I attach for you explain on it and when you need to configure.

Regards,

Philippe

############################################################################################################

Details:

A service access point (SAP), also known as "ethertype," is a network layer 2 method of differentiating between various communications protocols. All layer 2 packets have an assigned SAP: there is a SAP for NetBIOS, another for SNA, another for NetWare, and so on. The default value for an LLT packet is 0xCAFE. Under certain circumstances, you may want to specify a unique SAP to LLT links to eliminate any confusion in identifying packets at the receiving node.

The LLT heartbeat communications are broadcast to all nodes, while other messages, such as VERITAS Cluster Server (tm) state information, is relayed point to point. Occasionally, if LLT links are sharing a hub (or a VLAN) you may see messages referring to lost heartbeats on the console or in the /var/adm/messages file (see below). It is usually due to the fact that both links can "see" each other's traffic, and on Sun hardware the EEPROM variable local-mac-address? is "false" (Sun by default uses a variation of the hostID as the MAC address for *all network interfaces* in the box; you can change this variable to "true" and reboot to obtain unique MAC addresses for each interface).

Here is an example of the lost heartbeat messages found in the messages file:

Dec 11 09:39:35 testserver llt: LLT:10023: lost 6 hb seq 5879 from 0 link 0
Dec 11 09:39:35 testserver llt: LLT:10023: lost 6 hb seq 5879 from 0 link 1
Dec 11 09:39:40 testserver llt: LLT:10019: delayed hb 1150 ticks from 1 link 1
Dec 11 09:39:40 testserver llt: LLT:10023: lost 22 hb seq 7138 from 1 link 1

The manpage for llttab states it this way:

"Also, if there is more than one lowpri link configured on a system and sharing the same network, then each must use a unique SAP or else LLT will generate messages referring to lost heartbeats on the console, since links are normally required to be completely isolated."

Note that this statement is made only for configurations with more than one lowpri link across a single public network, where separating the links is impossible (it's the same public network). This is only mentioned in the manpage and the issue is not specifically addressed in other documentation because missed heartbeats are most often corrected by examining the physical cabling of private networks and resolving cable mismatches; specifying the wrong network port in the llttab as a normal "high priority" or "private" link, which in fact is connected to the public network, instead of the properly cabled private network port.

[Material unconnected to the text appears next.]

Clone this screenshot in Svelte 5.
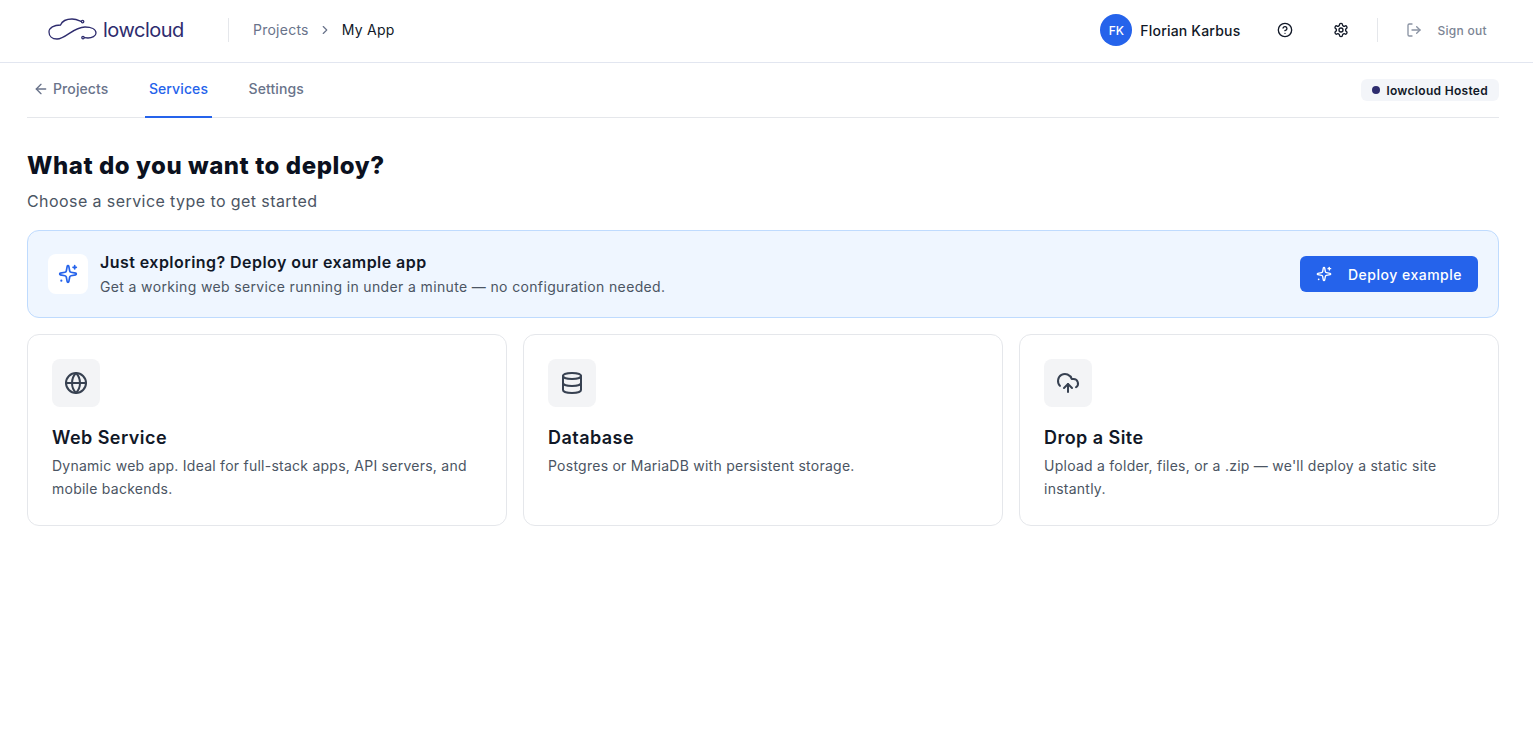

Multiple heartbeat links in a given network broadcast domain (same hub or VLAN of switch) are supported only when you have at least one additional private heartbeat in a separate broadcast domain (hub or VLAN) on separate electrical power to eliminate the single point of failure. An example would be public networks use VLAN1 and private networks each use their own private VLAN: where VLAN2 is hosted on a physically separate switch and the power circuit comes from that of VLAN3. See the sample llttab below.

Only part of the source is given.